In November, a disciplinary committee said that it wouldn’t accept a complaint made by adult actress Stormy Daniels, who had alleged Mr. Tacopina had a conflict of interest in the Manhattan case. Her lawyers had tried to get Mr. Tacopina removed from President Trump’s case, while Mr. Bragg similarly suggested that there may have been a conflict of interest there.

But the lawyer said he had no direct communication with the adult actress. “I never met Stormy Daniels. I never spoke to Stormy Daniels, and I never reviewed any documents of Stormy Daniels,” Mr. Tacopina said last April at a hearing.

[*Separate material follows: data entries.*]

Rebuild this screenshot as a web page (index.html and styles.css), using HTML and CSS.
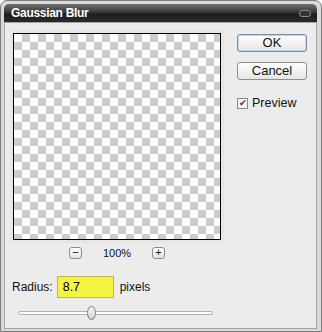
FILE: index.html
```html
<!DOCTYPE html>
<html lang="en">

<head>
    <meta charset="UTF-8">
    <title>Gaussian Blur</title>
    <link rel="stylesheet" href="styles.css">
</head>

<body>
    <div class="window">
        <div class="titlebar">
            <span class="title">Gaussian Blur</span>
            <span class="close"></span>
        </div>
        <div class="client">
            <div class="main">
                <div class="preview"></div>
                <div class="zoomRow">
                    <span class="zoomBtn">&minus;</span>
                    <span class="zoomValue">100%</span>
                    <span class="zoomBtn">+</span>
                </div>
                <div class="radiusRow">
                    <label for="radius">Radius:</label>
                    <input id="radius" class="radiusInput" value="8.7">
                    <span>pixels</span>
                </div>
                <div class="slider">
                    <div class="track"></div>
                    <div class="thumb"></div>
                </div>
            </div>
            <div class="side">
                <button class="btn default">OK</button>
                <button class="btn">Cancel</button>
                <label class="check"><span class="box">&#10004;</span>Preview</label>
            </div>
        </div>
    </div>
</body>

</html>
```

FILE: styles.css
```css
body {
    margin: 0;
    font-family: "Liberation Sans", Arial, sans-serif;
    font-size: 12px;
    color: #111;
}

.window {
    box-sizing: border-box;
    width: 322px;
    height: 332px;
    border: 1px solid #7c7c7c;
    border-radius: 7px 7px 0 0;
    background: #d9d9d9;
    padding: 3px 4px 2px 3px;
    display: flex;
    flex-direction: column;
}

.titlebar {
    height: 18px;
    border-radius: 5px 5px 0 0;
    background: linear-gradient(#707070, #3a3a3a 45%, #1e1e1e 55%, #2a2a2a);
    display: flex;
    align-items: center;
    justify-content: space-between;
    padding: 0 6px 0 7px;
}

.title {
    color: #fff;
    font-weight: bold;
    font-size: 12px;
    letter-spacing: -0.3px;
}

.close {
    width: 10px;
    height: 5px;
    border: 1px solid #8a8a8a;
    border-radius: 3px;
    background: #333;
}

.client {
    flex: 1;
    display: flex;
    border: 1px solid #a4a4a4;
    background: #ececec;
}

.main {
    width: 216px;
    padding: 10px 0 0 8px;
}

.preview {
    width: 206px;
    height: 205px;
    border: 1px solid #000;
    background: repeating-conic-gradient(#cccccc 0 25%, #ffffff 0 50%) 0 0 / 16px 16px;
    box-shadow: 0 0 0 3px #e6e6e6;
}

.zoomRow {
    display: flex;
    justify-content: center;
    align-items: center;
    gap: 21px;
    width: 208px;
    margin-top: 7px;
    font-size: 11px;
}

.zoomBtn {
    width: 11px;
    height: 10px;
    border: 1px solid #8c8c8c;
    border-radius: 3px;
    background: linear-gradient(#fff, #e2e2e2);
    font-size: 11px;
    line-height: 9px;
    text-align: center;
}

.radiusRow {
    display: flex;
    align-items: center;
    gap: 4px;
    margin-top: 17px;
    margin-left: -1px;
    font-size: 12px;
}

.radiusInput {
    box-sizing: border-box;
    width: 57px;
    height: 22px;
    border: 1px solid #c2b83c;
    background: #f4f442;
    font-family: inherit;
    font-size: 12.5px;
    padding: 0 0 0 5px;
    margin-right: 2px;
}

.slider {
    position: relative;
    height: 16px;
    margin: 7px 0 0 5px;
    width: 195px;
}

.track {
    position: absolute;
    left: 0;
    right: 0;
    top: 6px;
    height: 2px;
    border: 1px solid #b0b0b0;
    border-radius: 2px;
    background: #fff;
}

.thumb {
    position: absolute;
    left: 69px;
    top: 1px;
    width: 7px;
    height: 12px;
    border: 1px solid #888;
    border-radius: 50%;
    background: linear-gradient(#fafafa, #d0d0d0);
}

.side {
    display: flex;
    flex-direction: column;
    padding: 11px 0 0 8px;
}

.btn {
    box-sizing: border-box;
    width: 70px;
    height: 18px;
    margin-bottom: 10px;
    border: 1px solid #8f8f8f;
    border-radius: 3px;
    background: linear-gradient(#fdfdfd, #e6e6e6);
    font-family: inherit;
    font-size: 13px;
    color: #111;
    padding: 0;
    line-height: 14px;
}

.btn.default {
    border-color: #7b8fa0;
    box-shadow: inset 0 0 0 1px #bcd6ea;
}

.check {
    display: flex;
    align-items: center;
    gap: 4px;
    margin-top: 6px;
    font-size: 12.5px;
}

.box {
    box-sizing: border-box;
    width: 11px;
    height: 11px;
    border: 1px solid #8a8a8a;
    background: #f4f4f4;
    font-size: 9px;
    line-height: 9px;
    text-align: center;
    color: #2a3f66;
}
```
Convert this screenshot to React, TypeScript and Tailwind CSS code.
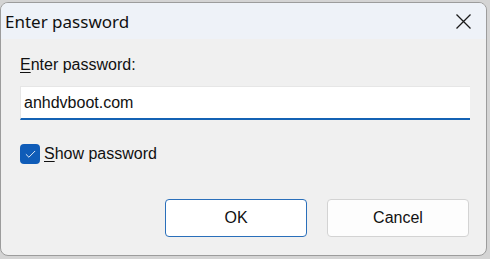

In March of last year, Mr. Bragg’s office charged the former president with 34 counts of falsifying business records stemming from payments that he made during the 2016 election. While the case is currently scheduled to go to trial on March 25, 2024, and a court hearing was set for Feb. 15 of next year, few updates have come in the case—at least compared to the three other state and federal cases the former president is facing.

The district attorney’s office filed a partially redacted brief in November, arguing that “a grand jury decided based on the facts and the law to charge defendant with felony crimes for his conduct” and that “this case should now proceed to trial.”

NTD Photo
Manhattan District Attorney Alvin Bragg speaks during a press conference following the arraignment of former President Donald Trump in New York City on April 4, 2023. (Kena Betancur/Getty Images)

About a month before that, President Trump’s lawyers sought to dismiss the charges, arguing that it is election interference and noted he’s the leading 2024 Republican candidate.

“After a five-year meandering, halting, and roving investigation that entailed inexplicable and unconstitutional delay, the District Attorney’s Office filed a discombobulated package of politically motivated charges marred by legal defects, procedural failures, discovery violations, and a stubborn refusal to provide meaningful particulars regarding its theory of the case,” Trump lawyers Todd Blanche and Susan Necheles wrote in early October.

The former president also faces state and federal charges in Georgia, Washington, and Florida. He’s pleaded not guilty to those charges, too.

The Epoch Times contacted Mr. Tacopina’s law firm for comment on Monday.